Ho cambiato tante case dei Tiromancino
L'ultimo album del gruppo di Zampaglione
di Luigi Ippoliti / 28 ottobre 2021
È possibile che non ci sarebbe stato l’itpop senza La descrizione di un attimo o che comunque quella cosa sarebbe stata diversa? Senza essere monolitici nel cercare una risposta, è innegabile che parte di quello che è successo nell’ultimo decennio in Italia da un punto di vista musicale abbia origine anche da quel momento. Ventun anni e diversi album dopo, i Tiromancino fanno uscire Ho cambiato tante case.
Zampaglione è da sempre un personaggio interessante nel panorama musicale. Riesce essere semplice, diretto e allo stesso tempo ambiguo.
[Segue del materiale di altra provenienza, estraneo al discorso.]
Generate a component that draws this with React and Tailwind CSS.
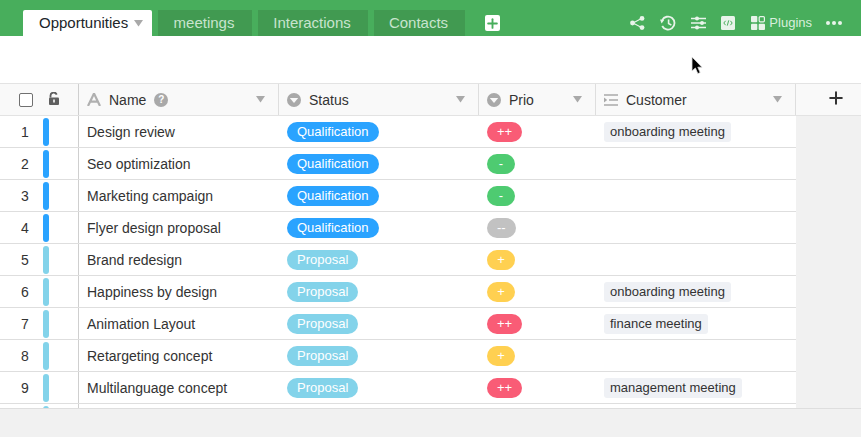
import React from 'react';
import { Plus } from 'lucide-react';

const rows = [
  { id: 1, name: 'Design review', status: 'Qualification', prio: '++', customer: 'onboarding meeting' },
  { id: 2, name: 'Seo optimization', status: 'Qualification', prio: '-' },
  { id: 3, name: 'Marketing campaign', status: 'Qualification', prio: '-' },
  { id: 4, name: 'Flyer design proposal', status: 'Qualification', prio: '--' },
  { id: 5, name: 'Brand redesign', status: 'Proposal', prio: '+' },
  { id: 6, name: 'Happiness by design', status: 'Proposal', prio: '+', customer: 'onboarding meeting' },
  { id: 7, name: 'Animation Layout', status: 'Proposal', prio: '++', customer: 'finance meeting' },
  { id: 8, name: 'Retargeting concept', status: 'Proposal', prio: '+' },
  { id: 9, name: 'Multilanguage concept', status: 'Proposal', prio: '++', customer: 'management meeting' },
  { id: 10, name: '', status: '', prio: '', hideId: true },
];

const prioColors = {
  '++': 'bg-[#f95c76]',
  '+': 'bg-[#ffd051]',
  '-': 'bg-[#4ecb71]',
  '--': 'bg-[#c2c2c2]',
};

const Caret = ({ className }) => (
  <svg width="9" height="7" viewBox="0 0 9 7" className={className}>
    <path d="M0 0h9L4.5 6.5z" fill="currentColor" />
  </svg>
);

const SelectIcon = () => (
  <svg width="14" height="14" viewBox="0 0 14 14" className="shrink-0">
    <circle cx="7" cy="7" r="7" fill="#a9a9a9" />
    <path d="M2.8 5h8.4L7 10z" fill="#f9f9f9" />
  </svg>
);

const Tab = ({ label, className }) => (
  <div className={`h-[26px] flex items-center justify-center pr-[2px] bg-[#419a51] text-[15px] text-[#c8e4ce] ${className}`}>
    {label}
  </div>
);

const HeaderCell = ({ className, icon, label, help }) => (
  <div className={`h-full flex items-center border-r border-[#dedede] pl-2 pr-[13px] ${className}`}>
    {icon}
    <span className="ml-2 text-sm text-[#333]">{label}</span>
    {help && (
      <span className="ml-2 w-[14px] h-[14px] rounded-full bg-[#a9a9a9] text-white text-[10px] font-bold flex items-center justify-center">?</span>
    )}
    <Caret className="ml-auto text-[#a9a9a9]" />
  </div>
);

const Row = ({ row }) => {
  const isQualification = row.status === 'Qualification';
  return (
    <div className="h-8 shrink-0 flex border-b border-[#dedede] bg-white w-[796px]">
      <div className="w-[79px] shrink-0 border-r border-[#cfcfcf] flex items-center">
        <span className="w-[43px] pl-[7px] text-center text-sm text-[#333]">{row.hideId ? '' : row.id}</span>
        <span className={`w-[6px] h-7 rounded-[3px] ${row.id < 5 ? 'bg-[#2aa3ff]' : 'bg-[#83d3ea]'}`} />
      </div>
      <div className="w-[200px] shrink-0 pl-2 flex items-center text-sm text-[#333]">{row.name}</div>
      <div className="w-[200px] shrink-0 pl-2 flex items-center">
        {row.status && (
          <span className={`h-5 px-[10px] rounded-[10px] text-[13px] leading-5 text-white ${isQualification ? 'bg-[#2aa3ff]' : 'bg-[#83d3ea]'}`}>
            {row.status}
          </span>
        )}
      </div>
      <div className="w-[117px] shrink-0 pl-2 flex items-center">
        {row.prio && (
          <span className={`h-5 min-w-[28px] px-[10px] rounded-[10px] text-[13px] leading-[19px] text-center text-white ${prioColors[row.prio]}`}>
            {row.prio}
          </span>
        )}
      </div>
      <div className="w-[200px] shrink-0 pl-2 flex items-center">
        {row.customer && (
          <span className="h-5 px-[6px] rounded-[3px] bg-[#eff1f5] text-[13px] leading-5 text-[#333]">{row.customer}</span>
        )}
      </div>
    </div>
  );
};

export default function App() {
  return (
    <div className="relative w-[861px] h-[437px] overflow-hidden flex flex-col bg-[#f1f1f1] font-['Liberation_Sans',Arial,sans-serif]">
      {/* top bar */}
      <div className="h-9 shrink-0 bg-[#48ae5c] flex items-end pl-[23px]">
        <div className="w-[129px] h-[26px] bg-white rounded-t-[2px] flex items-center pl-4 text-[15px] text-[#212529]">
          Opportunities
          <Caret className="ml-[6px] mt-[1px] text-[#a9a9a9]" />
        </div>
        <Tab label="meetings" className="ml-[6px] w-[94px]" />
        <Tab label="Interactions" className="ml-[6px] w-[110px]" />
        <Tab label="Contacts" className="ml-[6px] w-[91px]" />
        <div className="ml-5 mb-[5px] w-[15px] h-[16px] bg-white rounded-[2px] flex items-center justify-center">
          <Plus size={15} strokeWidth={3} className="text-[#48ae5c]" />
        </div>
        <div className="ml-auto h-9 flex items-center pr-[19px] pt-[10px]">
          <svg width="15" height="14" viewBox="0 0 15 14">
            <path d="M3 7l8.5-4.5M3 7l8.5 4.5" stroke="#e8f4ea" strokeWidth="1.2" fill="none" />
            <circle cx="2.5" cy="7" r="2.4" fill="#e8f4ea" />
            <circle cx="12" cy="2.4" r="2.4" fill="#e8f4ea" />
            <circle cx="12" cy="11.6" r="2.4" fill="#e8f4ea" />
          </svg>
          <svg width="16" height="16" viewBox="0 0 16 16" className="ml-[15px]">
            <path d="M2.2 5.2A6.5 6.5 0 1 1 2.2 11" stroke="#e8f4ea" strokeWidth="1.8" fill="none" />
            <path d="M0 4.5l4.2.6-2.6 3.3z" fill="#e8f4ea" />
            <path d="M8.6 4.5v4l2.8 1.6" stroke="#e8f4ea" strokeWidth="1.6" fill="none" />
          </svg>
          <svg width="15" height="14" viewBox="0 0 15 14" className="ml-[15px]">
            <path d="M0 2.5h15M0 7h15M0 11.5h15" stroke="#e8f4ea" strokeWidth="1.3" />
            <circle cx="6" cy="2.5" r="2" fill="#e8f4ea" />
            <circle cx="11" cy="7" r="2" fill="#e8f4ea" />
            <circle cx="6" cy="11.5" r="2" fill="#e8f4ea" />
          </svg>
          <svg width="14" height="14" viewBox="0 0 14 14" className="ml-[15px]">
            <rect width="14" height="14" rx="1.5" fill="#e8f4ea" />
            <path d="M4.6 4.8L2.8 7l1.8 2.2M9.4 4.8L11.2 7 9.4 9.2M7.7 4.4L6.3 9.6" stroke="#48ae5c" strokeWidth="1" fill="none" />
          </svg>
          <svg width="14" height="14" viewBox="0 0 14 14" className="ml-4">
            <rect x="0" y="0" width="6.3" height="6.3" rx="1" fill="#e8f4ea" />
            <rect x="8.2" y="0.6" width="5.2" height="5.2" rx="1" fill="none" stroke="#e8f4ea" strokeWidth="1.2" />
            <rect x="0" y="7.7" width="6.3" height="6.3" rx="1" fill="#e8f4ea" />
            <rect x="7.7" y="7.7" width="6.3" height="6.3" rx="1" fill="#e8f4ea" />
          </svg>
          <span className="ml-[4px] text-[13px] text-[#d8eedd]">Plugins</span>
          <span className="ml-[14px] flex gap-[2px]">
            <span className="w-[4px] h-[4px] rounded-full bg-[#e8f4ea]" />
            <span className="w-[4px] h-[4px] rounded-full bg-[#e8f4ea]" />
            <span className="w-[4px] h-[4px] rounded-full bg-[#e8f4ea]" />
          </span>
        </div>
      </div>

      {/* toolbar strip */}
      <div className="h-[47px] shrink-0 bg-white" />

      {/* column headers */}
      <div className="h-[33px] shrink-0 flex items-center bg-[#f9f9f9] border-t border-b border-[#e3e3e3]">
        <div className="w-[79px] h-full shrink-0 border-r border-[#cfcfcf] flex items-center">
          <span className="ml-[19px] w-[14px] h-[14px] border border-[#707070] rounded-[2px] bg-white" />
          <svg width="12" height="13" viewBox="0 0 12 13" className="ml-[15px] mb-[2px]">
            <path d="M2.5 5.5V3.6a3.2 3.2 0 0 1 6.2-1" stroke="#5f5f5f" strokeWidth="1.8" fill="none" />
            <rect x="1" y="5.5" width="10" height="7.5" rx="1" fill="#5f5f5f" />
            <rect x="5.2" y="7.5" width="1.6" height="3" fill="#f9f9f9" />
          </svg>
        </div>
        <HeaderCell
          className="w-[200px]"
          label="Name"
          help
          icon={
            <svg width="14" height="13" viewBox="0 0 14 13" className="shrink-0">
              <path d="M1 13L7 .5 13 13M3.6 8.6h6.8" stroke="#b0b0b0" strokeWidth="2.2" fill="none" />
            </svg>
          }
        />
        <HeaderCell className="w-[200px]" label="Status" icon={<SelectIcon />} />
        <HeaderCell className="w-[117px]" label="Prio" icon={<SelectIcon />} />
        <HeaderCell
          className="w-[200px]"
          label="Customer"
          icon={
            <svg width="14" height="12" viewBox="0 0 14 12" className="shrink-0">
              <path d="M0 1h14M5 6h9M0 11h14" stroke="#a9a9a9" strokeWidth="1.6" />
              <path d="M0 3.6L3.2 6 0 8.4z" fill="#a9a9a9" />
            </svg>
          }
        />
        <div className="flex-1 flex items-center justify-center pl-[14px]">
          <Plus size={20} strokeWidth={2.4} className="text-[#333] mb-[3px]" />
        </div>
      </div>

      {/* rows */}
      <div className="h-[292px] shrink-0 overflow-hidden flex flex-col">
        {rows.map(row => (
          <Row key={row.id} row={row} />
        ))}
      </div>

      {/* footer */}
      <div className="flex-1 border-t border-[#dedede] bg-[#f1f1f1]" />

      {/* mouse cursor */}
      <svg width="14" height="20" viewBox="0 0 14 20" className="absolute left-[691px] top-[56px]">
        <path d="M1 1v14l3.4-3 2.4 5.6 2.4-1-2.4-5.4H11z" fill="#000" stroke="#ddd" strokeWidth="0.8" />
      </svg>
    </div>
  );
}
Non si è mai capito in quale porzione del mondo musicale si volesse collocare, o se volesse, per opportunità e limiti, navigare a vista in un limbo fatto di irresolutezza e, per forza di cose, rimpianti. Fino al 2000 pareva ovvia la risposta, da allora in poi decisamente meno.
Alla lunga, nella sua poetica, ha preso il sopravvento un certo fatalismo posticcio alla Ligabue. Un Ligabue che guarda il mondo da camera sua e non da un’auto che sfreccia in un deserto ideale – con la stessa voglia, poi, di far parte di un circuito radiofonico senza alterare lo status quo.
È banale ricordare quanto la carriera del gruppo romana sia stata influenzata dal loro quinto album, in particolare dai due singoli “La descrizione di un attimo” e “Due destini” – troppo riconoscibili, troppo canzone rispetto a parte del resto dell’album, che invece è meno metabolizzabile, più sfuggente, quasi etera. Ed è stato un bene, per loro: le porte del successo erano spalancate. Ma la direzione intrapresa è stata poi, artisticamente, rivedibile e piena di equivocità.
Non c’è mancato molto che potessero diventare delle meteore (e in quegli anni ce ne sono state molte) e ricordati a livello mainstream esclusivamente come quelli di La descrizione di un attimo.
Ho cambiato tante case è un album in linea con quello che sono diventati i Tiromancino: il livello non è mai altissimo, si tende spesso al ribasso, a volte si sopravvive attorno a un sei politico dove covano i rimpianti del cosa sarebbe potuto essere se; ci sono ballate romantico nostalgiche con la voce di Zampaglione oramai di casa, un po’ di elettronica, un po’ di dance pop e la perenne sensazione di rincorrere qualcosa raggiunta con La descrizione di un attimo che non potrà mai essere raggiunta. Sarebbe potuto uscire un lavoro peggiore, questo è sicuro, e il fatto che comunque non sia successo in qualche modo tirare un sospiro di sollievo.
In più, Zampaglione butta in mezzo il più o meno nuovo (Gazzelle, Franco 126, Galeffi, Leo Pari) e pilastri della musica italiana (Carmen Consoli): il vecchio e nuovo, due mondi che si incontrano e lui idealmente in mezzo: una metafora un po’ stucchevole e tendenzialmente autoriferita, ma che ci racconta parte di tutto un processo stratificato che ha influenzato la musica pop italiana degli ultimi vent’anni.
Quello che ne esce fuori è un lavoro con alcuni punti interessanti (l’onestà di “Eccoci papà“; “L’odore del mare” con Carmen Consoli, una canzone che comunque sarebbe potuta uscire senza problemi nel ’96 o nel 2005) e altri molto meno, tra cui l’imbarazzante incrocio con Franco 126 in “Er musicista” o “Questa Terra Bellissima“, dove viene raccontato un tema fondamentale con un testo che sembra scritto da Povia per i Pro Vita – non ce ne voglia Alan Clarke.
Ho cambiato tante case è questo, i Tiromancino sono questo, Zampaglione è questo, la sensazione che il loro tempo sia finito non da oggi non è una novità. Non serve accanirsi, ma accettare che le cose siano andate in un certo modo e lasciar perdere gli “e se”.
LA CRITICA
Non ci sono grandi novità per i Tiromancino con Ho cambiato tante case. Il gruppo di Zampaglione è questo e poco più.